Here is what I thought to be an informative e-mail, they sent me late Tuesday:
Port Charlotte and Punta Gorda are separated only by the Peace River. The south side of the bridge is Punta Gorda and the north side is an area of Port Charlotte called Charlotte Harbor. We live in Northwest Port Charlotte are which is about 8 miles northwest of the bridge and about 2 miles southeast of El Jobean. We are not in the country per se even though our property is in undeveloped land. There are only two houses in our neighborhood, but we are less than a quarter of a mile from a housing development.
Charlie came across Cuba and headed due north until it paralleled Naples. Every computer model, except the very first model, showed him either hitting Naples or bypassing Naples and hitting Tampa. The original model showed Charlie doing exactly what he did, moving directly into Charlotte Harbor and up the Peace River and across the state, just the way he went. Most of the weather sources and most of the Emergency Management people emphasized him either hitting Naples or Tampa, but much to his credit and thank God he did, our Charlotte County Emergence Management Person, Wayne Salade, constantly told everyone in Charlotte County to prepare, prepare, prepare.
Then Charlie began to turn to the east, heading straight for Sanibel Island. He bonced off of Sanibel and headed north then made a turn and headed across Captiva Island and into the harbor. In a matter of 20 minutes he went from a category 2 storm to a category 4 storm and increased speed from 28 mph to 33 mph. By this time, if you were not already in a shelter, it was too late to get on the road and try to make it to a shelter. Every weather source and emergency agency began yelling the mantra stay home, batten down, and ride it out in an interior closet. The National Hurricane Center still maintains Charlie was a category 4 storm, but three different weather stations in Charlotte Harbor measured 170 mph winds and another measured 190 mph winds.
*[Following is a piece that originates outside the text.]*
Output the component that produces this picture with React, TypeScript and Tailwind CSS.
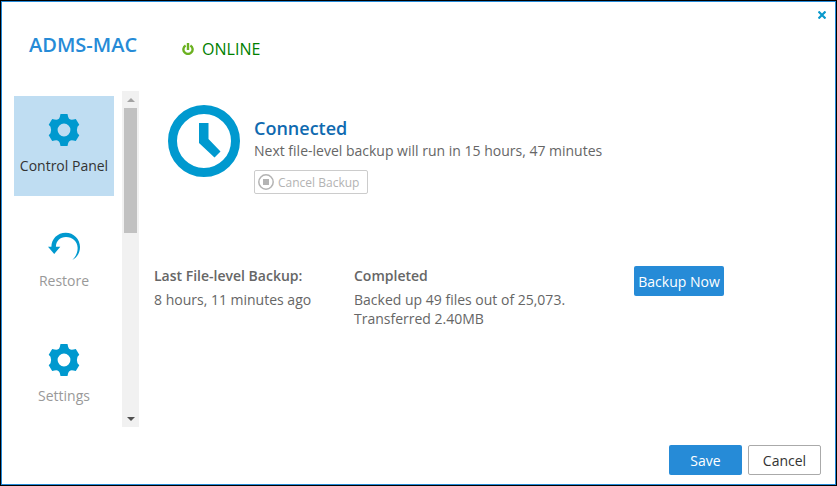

The eye went down the middle of Charlotte Harbor and continued up the Peace River. Since the eye was only 5 miles wide our place was about three miles to the north west of the eye so we were in a weaker quadrant around the eye. The north east quadrant is the strongest and Punta Gorda and Port Charlotte have the damage to prove it. The truly miraculous thing is that people heeded the warnings and did exactly what we were told to do, and Charlotte County had only 4 deaths attributable to Charlie.
That is truly amazing.
It certainly gave me an insight to things.